Orateur
Description
High-resolution laser spectroscopy has been proven to be a powerful tool to extract nuclear structure data in an nuclear-model-independent manner. The isotope shift which can be extracted from the hyperfine spectra gives direct access to changes in mean-square charge radii, while the extracted hyperfine parameters give access to the nuclear spin, nuclear magnetic dipole moment and electric quadrupole moment. All this provides information on e.g. deformation and shape coexistence, proton-neutron pairing correlations, evolution of nuclear shells and the presence of shell closures. In recent years, measurements of nuclear ground state properties have also been proven exceptionally potent in testing state-of-the-art nuclear Density Functional Theory (DFT) and ab-initio approaches.

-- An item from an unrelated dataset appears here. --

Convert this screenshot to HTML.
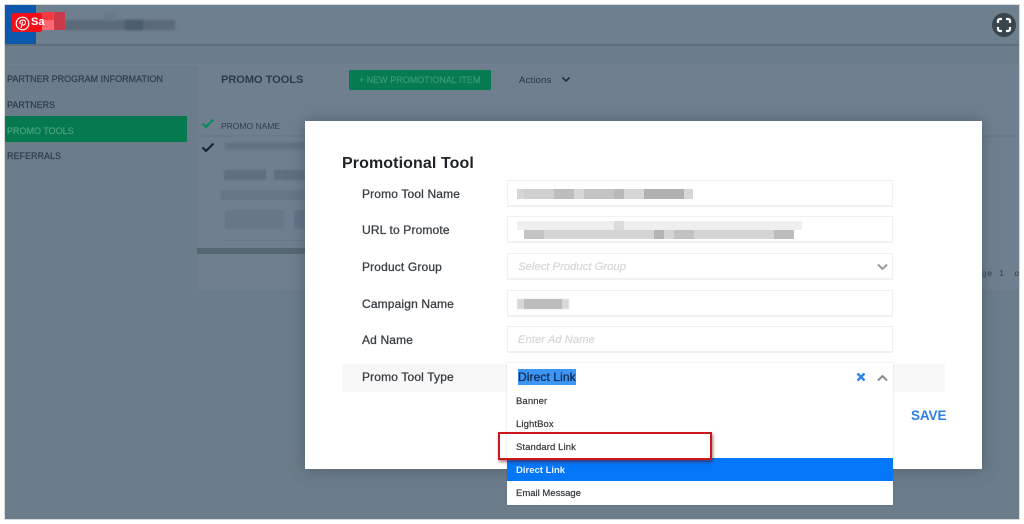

The Pd isotopes are located in a transitional area in between chains which display smooth parabolic trends in the changes in mean-square charge radii (Sn, In, Cd and Ag), and a region where the changes in mean-square charge radii and corresponding electric quadrupole moments show evidence of a dramatic shape change at N=60, maximized and centred around the yttrium system. In the transitional area between both regions however, i.e. the Tc, Ru, Rh and Pd isotopes, no optical spectroscopic information has been available for radioactive nuclei so far. This is in part due to the refractory character of these nuclei, which makes their production challenging for many facilities, but also due to their complex atomic structure.
At the IGISOL facility, these difficulties were overcome thanks to the chemically insensitive production method, and the installation of a charge-exchange cell and addition of a cw Ti:sapphire laser. Collinear laser spectroscopy was performed on unstable Pd isotopes, which are known to be deformed from decay spectroscopy studies, although there is disagreement on the origin and character of the (possible) change in deformation. The measured nuclear charge radii [1], spins and nuclear moments [2] will be presented in this contribution, and the implication on the deformation/shape of the isotopes will be discussed. In addition, the results will be compared to state-of-the-art DFT calculations using Fayans Energy Density Functionals (EDFs), and using Gogny EDF including beyond mean-field calculations within the Symmetry Conserving Configuration Mixing (SCCM) framework. As all recent benchmarks of nuclear DFT were performed on spherical systems, close to (doubly-)magic systems, this presents the first test of the performance of the Fayans functionals for well-deformed isotopes.
[1] S. Geldhof et al., Phys. Rev. Lett. 128, 152501 (2022).
[2] A. Ortiz-Cortes et al., to be submitted.